* _Supplied material_:
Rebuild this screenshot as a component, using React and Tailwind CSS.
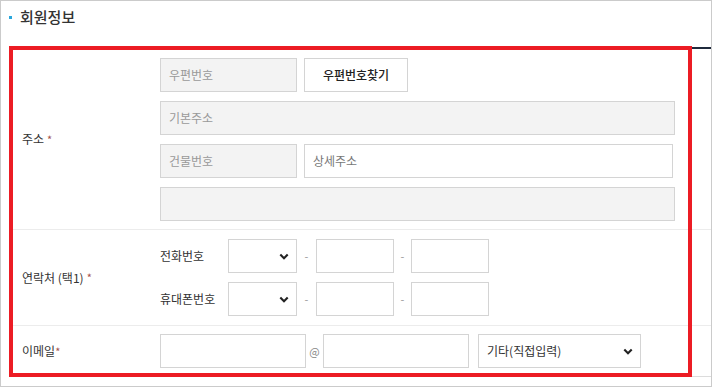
import React from 'react';

const font = { fontFamily: '"Noto Sans CJK KR", "Noto Sans", sans-serif' };

// small bold chevron used inside the select boxes
const Chevron = () => (
    <svg width="10" height="7" viewBox="0 0 10 7" className="shrink-0">
        <path d="M1.3 1.5 L5 5.2 L8.7 1.5" fill="none" stroke="#222" strokeWidth="2.1" />
    </svg>
);

const GrayBox = ({ w, text }) => (
    <div className={`${w} h-[34px] bg-[#f3f3f3] border border-[#d4d4d4] flex items-center px-[8px] text-[12px] text-[#999]`}>
        {text}
    </div>
);

const WhiteBox = ({ w, text, cls = '' }) => (
    <div className={`${w} h-[34px] bg-white border border-[#d4d4d4] flex items-center px-[8px] text-[12px] ${cls}`}>
        {text}
    </div>
);

const SelectBox = ({ w, text = '' }) => (
    <div className={`${w} h-[34px] bg-white border border-[#d4d4d4] flex items-center justify-between pl-[8px] pr-[7px] text-[12px] text-[#333]`}>
        <span>{text}</span>
        <Chevron />
    </div>
);

const Star = () => <span className="text-[#a5524c] ml-[3px] text-[11px]">*</span>;

const PhoneRow = ({ label }) => (
    <div className="flex items-center h-[34px]">
        <div className="w-[68px] text-[12px] text-[#333]">{label}</div>
        <SelectBox w="w-[69px]" />
        <span className="w-[19px] text-center text-[11px] text-[#999]">-</span>
        <WhiteBox w="w-[78px]" />
        <span className="w-[17px] text-center text-[11px] text-[#999]">-</span>
        <WhiteBox w="w-[78px]" />
    </div>
);

export default function App() {
    return (
        <div className="w-[712px] h-[388px] bg-white relative" style={font}>
            <div className="h-[387px] border border-[#cbcbcb] pl-[8px]">
                {/* title */}
                <div className="flex items-center h-[20px] mt-[6px]">
                    <span className="w-[3px] h-[3px] bg-[#2aa7dc] mr-[8px] mt-[1px]"></span>
                    <span className="text-[15px] font-medium text-[#333] leading-[20px]">회원정보</span>
                </div>

                {/* table */}
                <div className="mt-[20px] border-t-2 border-[#1f2a3c] border-b border-b-[#dcdcdc]">
                    {/* 주소 */}
                    <div className="flex border-b border-[#ececec]">
                        <div className="w-[151px] pl-[13px] flex items-center text-[12px] text-[#333]">
                            주소<Star />
                        </div>
                        <div className="flex flex-col gap-[9px] pt-[9px] pb-[8px]">
                            <div className="flex gap-[7px]">
                                <GrayBox w="w-[137px]" text="우편번호" />
                                <div className="w-[104px] h-[34px] bg-white border border-[#d4d4d4] flex items-center justify-center text-[12px] font-medium text-[#222]">
                                    우편번호찾기
                                </div>
                            </div>
                            <GrayBox w="w-[515px]" text="기본주소" />
                            <div className="flex gap-[7px]">
                                <GrayBox w="w-[137px]" text="건물번호" />
                                <WhiteBox w="w-[369px]" text="상세주소" cls="text-[#777]" />
                            </div>
                            <GrayBox w="w-[515px]" text="" />
                        </div>
                    </div>

                    {/* 연락처 */}
                    <div className="flex border-b border-[#ececec]">
                        <div className="w-[151px] pl-[13px] flex items-center text-[12px] text-[#333]">
                            연락처 (택1)<Star />
                        </div>
                        <div className="flex flex-col gap-[9px] py-[9px]">
                            <PhoneRow label="전화번호" />
                            <PhoneRow label="휴대폰번호" />
                        </div>
                    </div>

                    {/* 이메일 */}
                    <div className="flex">
                        <div className="w-[151px] pl-[13px] flex items-center text-[12px] text-[#333]">
                            이메일<span className="text-[#a5524c] text-[11px]">*</span>
                        </div>
                        <div className="flex items-center py-[8px]">
                            <WhiteBox w="w-[146px]" />
                            <span className="w-[17px] text-center text-[11px] text-[#888]">@</span>
                            <WhiteBox w="w-[146px]" />
                            <div className="w-[9px]"></div>
                            <SelectBox w="w-[163px]" text="기타(직접입력)" />
                        </div>
                    </div>
                </div>
            </div>

            {/* red highlight annotation */}
            <div className="absolute left-[9px] top-[46px] w-[683px] h-[331px] border-4 border-[#ec1c24] pointer-events-none"></div>
        </div>
    );
}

* _Challenge_:
Every line above should be repeated exactly; pictures stay out of the copy.

* _The output_:
Rebuild this screenshot as a component, using React and Tailwind CSS.
import React from 'react';

const font = { fontFamily: '"Noto Sans CJK KR", "Noto Sans", sans-serif' };

// small bold chevron used inside the select boxes
const Chevron = () => (
    <svg width="10" height="7" viewBox="0 0 10 7" className="shrink-0">
        <path d="M1.3 1.5 L5 5.2 L8.7 1.5" fill="none" stroke="#222" strokeWidth="2.1" />
    </svg>
);

const GrayBox = ({ w, text }) => (
    <div className={`${w} h-[34px] bg-[#f3f3f3] border border-[#d4d4d4] flex items-center px-[8px] text-[12px] text-[#999]`}>
        {text}
    </div>
);

const WhiteBox = ({ w, text, cls = '' }) => (
    <div className={`${w} h-[34px] bg-white border border-[#d4d4d4] flex items-center px-[8px] text-[12px] ${cls}`}>
        {text}
    </div>
);

const SelectBox = ({ w, text = '' }) => (
    <div className={`${w} h-[34px] bg-white border border-[#d4d4d4] flex items-center justify-between pl-[8px] pr-[7px] text-[12px] text-[#333]`}>
        <span>{text}</span>
        <Chevron />
    </div>
);

const Star = () => <span className="text-[#a5524c] ml-[3px] text-[11px]">*</span>;

const PhoneRow = ({ label }) => (
    <div className="flex items-center h-[34px]">
        <div className="w-[68px] text-[12px] text-[#333]">{label}</div>
        <SelectBox w="w-[69px]" />
        <span className="w-[19px] text-center text-[11px] text-[#999]">-</span>
        <WhiteBox w="w-[78px]" />
        <span className="w-[17px] text-center text-[11px] text-[#999]">-</span>
        <WhiteBox w="w-[78px]" />
    </div>
);

export default function App() {
    return (
        <div className="w-[712px] h-[388px] bg-white relative" style={font}>
            <div className="h-[387px] border border-[#cbcbcb] pl-[8px]">
                {/* title */}
                <div className="flex items-center h-[20px] mt-[6px]">
                    <span className="w-[3px] h-[3px] bg-[#2aa7dc] mr-[8px] mt-[1px]"></span>
                    <span className="text-[15px] font-medium text-[#333] leading-[20px]">회원정보</span>
                </div>

                {/* table */}
                <div className="mt-[20px] border-t-2 border-[#1f2a3c] border-b border-b-[#dcdcdc]">
                    {/* 주소 */}
                    <div className="flex border-b border-[#ececec]">
                        <div className="w-[151px] pl-[13px] flex items-center text-[12px] text-[#333]">
                            주소<Star />
                        </div>
                        <div className="flex flex-col gap-[9px] pt-[9px] pb-[8px]">
                            <div className="flex gap-[7px]">
                                <GrayBox w="w-[137px]" text="우편번호" />
                                <div className="w-[104px] h-[34px] bg-white border border-[#d4d4d4] flex items-center justify-center text-[12px] font-medium text-[#222]">
                                    우편번호찾기
                                </div>
                            </div>
                            <GrayBox w="w-[515px]" text="기본주소" />
                            <div className="flex gap-[7px]">
                                <GrayBox w="w-[137px]" text="건물번호" />
                                <WhiteBox w="w-[369px]" text="상세주소" cls="text-[#777]" />
                            </div>
                            <GrayBox w="w-[515px]" text="" />
                        </div>
                    </div>

                    {/* 연락처 */}
                    <div className="flex border-b border-[#ececec]">
                        <div className="w-[151px] pl-[13px] flex items-center text-[12px] text-[#333]">
                            연락처 (택1)<Star />
                        </div>
                        <div className="flex flex-col gap-[9px] py-[9px]">
                            <PhoneRow label="전화번호" />
                            <PhoneRow label="휴대폰번호" />
                        </div>
                    </div>

                    {/* 이메일 */}
                    <div className="flex">
                        <div className="w-[151px] pl-[13px] flex items-center text-[12px] text-[#333]">
                            이메일<span className="text-[#a5524c] text-[11px]">*</span>
                        </div>
                        <div className="flex items-center py-[8px]">
                            <WhiteBox w="w-[146px]" />
                            <span className="w-[17px] text-center text-[11px] text-[#888]">@</span>
                            <WhiteBox w="w-[146px]" />
                            <div className="w-[9px]"></div>
                            <SelectBox w="w-[163px]" text="기타(직접입력)" />
                        </div>
                    </div>
                </div>
            </div>

            {/* red highlight annotation */}
            <div className="absolute left-[9px] top-[46px] w-[683px] h-[331px] border-4 border-[#ec1c24] pointer-events-none"></div>
        </div>
    );
}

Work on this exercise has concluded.